• [Exercise requirements]:
Look through the data below and count each line where the word "React" appears. Reply with the count alone.

• [Extracted information]:
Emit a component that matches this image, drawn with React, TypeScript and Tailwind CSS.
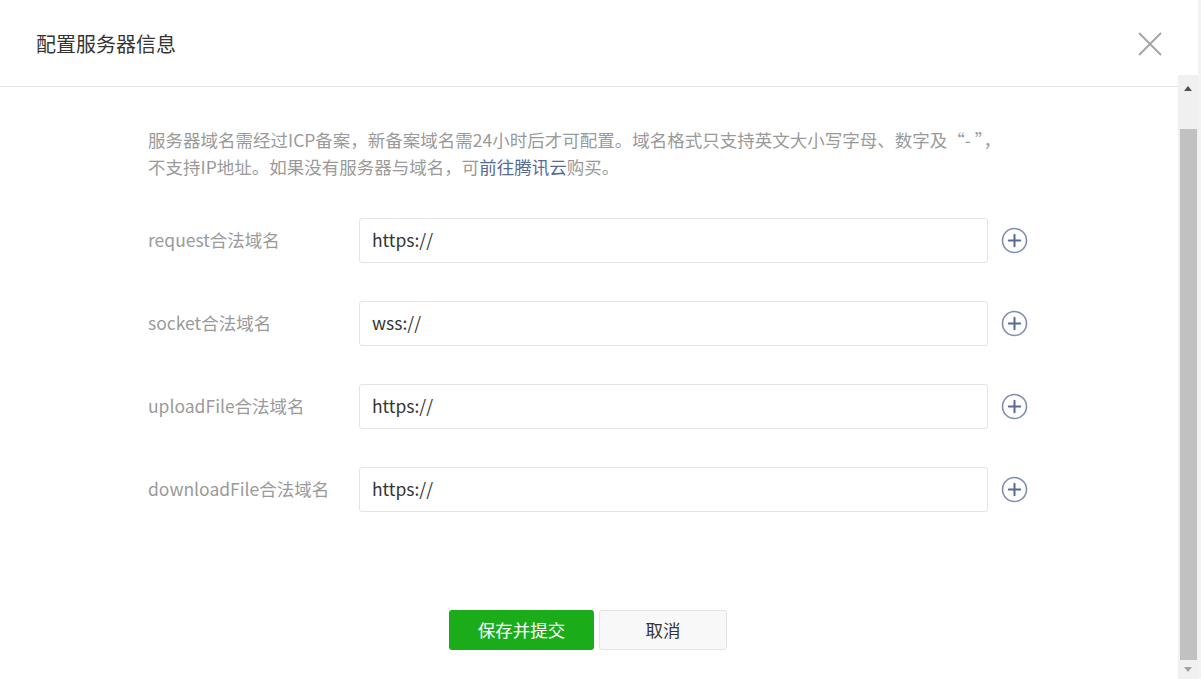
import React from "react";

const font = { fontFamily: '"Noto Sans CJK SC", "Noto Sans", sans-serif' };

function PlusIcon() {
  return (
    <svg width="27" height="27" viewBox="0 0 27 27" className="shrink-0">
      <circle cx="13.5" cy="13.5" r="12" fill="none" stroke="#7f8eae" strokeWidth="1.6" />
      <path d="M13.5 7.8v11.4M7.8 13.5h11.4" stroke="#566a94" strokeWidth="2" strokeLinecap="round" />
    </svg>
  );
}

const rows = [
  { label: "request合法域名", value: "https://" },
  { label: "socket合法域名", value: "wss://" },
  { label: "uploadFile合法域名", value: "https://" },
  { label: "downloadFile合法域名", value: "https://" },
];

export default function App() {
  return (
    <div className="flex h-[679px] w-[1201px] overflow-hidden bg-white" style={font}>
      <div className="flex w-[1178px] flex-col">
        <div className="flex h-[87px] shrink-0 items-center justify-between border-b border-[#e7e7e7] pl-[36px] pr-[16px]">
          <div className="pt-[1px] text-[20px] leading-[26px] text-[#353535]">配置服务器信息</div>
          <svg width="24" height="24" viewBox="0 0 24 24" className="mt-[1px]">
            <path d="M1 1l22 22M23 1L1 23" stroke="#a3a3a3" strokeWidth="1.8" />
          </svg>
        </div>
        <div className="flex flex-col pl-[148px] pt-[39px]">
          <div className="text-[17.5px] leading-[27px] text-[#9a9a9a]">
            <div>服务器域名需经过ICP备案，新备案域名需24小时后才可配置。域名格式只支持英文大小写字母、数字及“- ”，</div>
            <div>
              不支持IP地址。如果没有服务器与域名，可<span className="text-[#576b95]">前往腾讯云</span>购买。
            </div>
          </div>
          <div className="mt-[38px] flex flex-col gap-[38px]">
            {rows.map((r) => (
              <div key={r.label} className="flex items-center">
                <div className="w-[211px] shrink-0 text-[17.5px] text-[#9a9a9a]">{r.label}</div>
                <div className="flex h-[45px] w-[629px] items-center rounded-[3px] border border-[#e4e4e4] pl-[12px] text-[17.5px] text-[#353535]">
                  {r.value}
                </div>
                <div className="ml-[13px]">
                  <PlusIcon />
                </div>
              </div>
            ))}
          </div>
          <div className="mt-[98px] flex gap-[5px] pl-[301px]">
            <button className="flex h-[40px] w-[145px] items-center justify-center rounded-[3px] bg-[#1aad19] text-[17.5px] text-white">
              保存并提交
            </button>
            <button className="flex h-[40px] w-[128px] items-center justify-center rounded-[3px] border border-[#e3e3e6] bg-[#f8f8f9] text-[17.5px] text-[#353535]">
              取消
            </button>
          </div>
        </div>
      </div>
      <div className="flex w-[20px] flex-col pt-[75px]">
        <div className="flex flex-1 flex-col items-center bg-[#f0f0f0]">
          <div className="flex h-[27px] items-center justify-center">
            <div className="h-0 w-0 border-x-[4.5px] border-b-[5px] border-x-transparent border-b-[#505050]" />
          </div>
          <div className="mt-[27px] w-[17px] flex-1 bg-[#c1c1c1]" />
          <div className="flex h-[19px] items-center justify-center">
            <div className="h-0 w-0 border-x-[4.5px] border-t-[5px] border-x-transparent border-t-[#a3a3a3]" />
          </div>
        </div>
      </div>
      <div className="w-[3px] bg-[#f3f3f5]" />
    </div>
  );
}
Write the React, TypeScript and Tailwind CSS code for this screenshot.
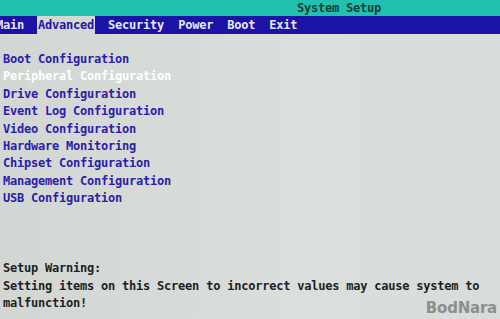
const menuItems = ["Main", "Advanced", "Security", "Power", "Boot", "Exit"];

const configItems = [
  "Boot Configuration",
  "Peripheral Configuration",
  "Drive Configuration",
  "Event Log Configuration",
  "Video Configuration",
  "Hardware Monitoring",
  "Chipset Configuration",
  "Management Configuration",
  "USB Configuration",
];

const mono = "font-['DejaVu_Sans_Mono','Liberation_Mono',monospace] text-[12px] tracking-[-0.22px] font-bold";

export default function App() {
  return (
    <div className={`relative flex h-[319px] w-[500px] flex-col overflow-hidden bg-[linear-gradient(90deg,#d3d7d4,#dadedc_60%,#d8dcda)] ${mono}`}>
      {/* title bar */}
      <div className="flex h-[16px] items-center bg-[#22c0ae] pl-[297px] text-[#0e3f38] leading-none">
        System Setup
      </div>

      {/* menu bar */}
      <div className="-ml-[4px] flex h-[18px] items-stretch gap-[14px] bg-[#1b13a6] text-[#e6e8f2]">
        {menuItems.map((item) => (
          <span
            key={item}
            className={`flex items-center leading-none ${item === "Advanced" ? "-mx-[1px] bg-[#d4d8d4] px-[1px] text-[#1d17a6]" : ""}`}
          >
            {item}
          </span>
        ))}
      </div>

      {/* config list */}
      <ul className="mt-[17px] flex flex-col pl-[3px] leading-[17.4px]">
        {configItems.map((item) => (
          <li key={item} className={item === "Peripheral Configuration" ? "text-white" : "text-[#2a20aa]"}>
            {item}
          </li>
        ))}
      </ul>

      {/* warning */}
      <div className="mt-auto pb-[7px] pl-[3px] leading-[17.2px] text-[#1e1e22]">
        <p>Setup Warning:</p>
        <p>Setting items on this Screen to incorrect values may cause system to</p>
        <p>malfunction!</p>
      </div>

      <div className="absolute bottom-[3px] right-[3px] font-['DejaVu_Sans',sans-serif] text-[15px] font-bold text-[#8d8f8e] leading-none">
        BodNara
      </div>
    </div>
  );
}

• [Complete answer]:
3